The internal lattice theory posited that a crystal structure is formed by attaching a specific group of atoms, called the motif, to every point in one of the 14 theoretical lattices. Although this complex mathematical model successfully explained the symmetry observed in all crystals, it remained a theoretical hypothesis. Scientists were unable to directly observe or physically prove that atoms were arranged in this periodic, lattice-like fashion.

Experimental Confirmation and Modern Crystallography

The definitive experimental confirmation of the internal lattice structure occurred in 1912, marking the beginning of modern crystallography. German physicist Max von Laue reasoned that if the distance between atoms in a crystal lattice was comparable to the wavelength of X-rays, the crystal should act as a diffraction grating. He suggested an experiment where an X-ray beam was aimed at a crystal.

Laue’s associates, Walter Friedrich and Paul Knipping, successfully performed the experiment using a copper sulfate crystal. The resulting photographic plate showed a distinct, symmetrical pattern of spots.
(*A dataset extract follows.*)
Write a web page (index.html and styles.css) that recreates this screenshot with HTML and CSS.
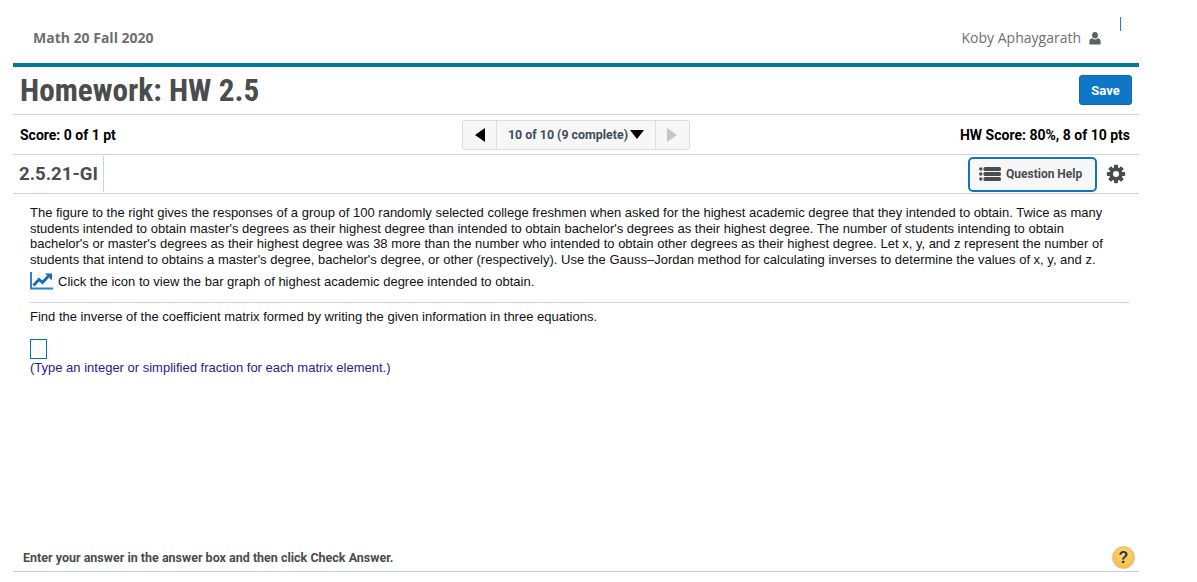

This was the first physical evidence of X-ray diffraction by a crystal, proving that the crystal possessed a periodic, atomic structure capable of interfering with the X-ray waves.

This discovery earned Laue the Nobel Prize in 1914. The English father-and-son team of William Henry and William Lawrence Bragg quickly refined the results by deriving Bragg’s Law in 1913. Their equation, nλ = 2d sinθ, provided a simple mathematical relationship between the angle of the diffracted X-rays and the spacing (d) between the atomic planes in the lattice. This law transformed X-ray diffraction into a powerful tool for calculating the precise location of atoms, finally confirming the internal structures theorized centuries earlier.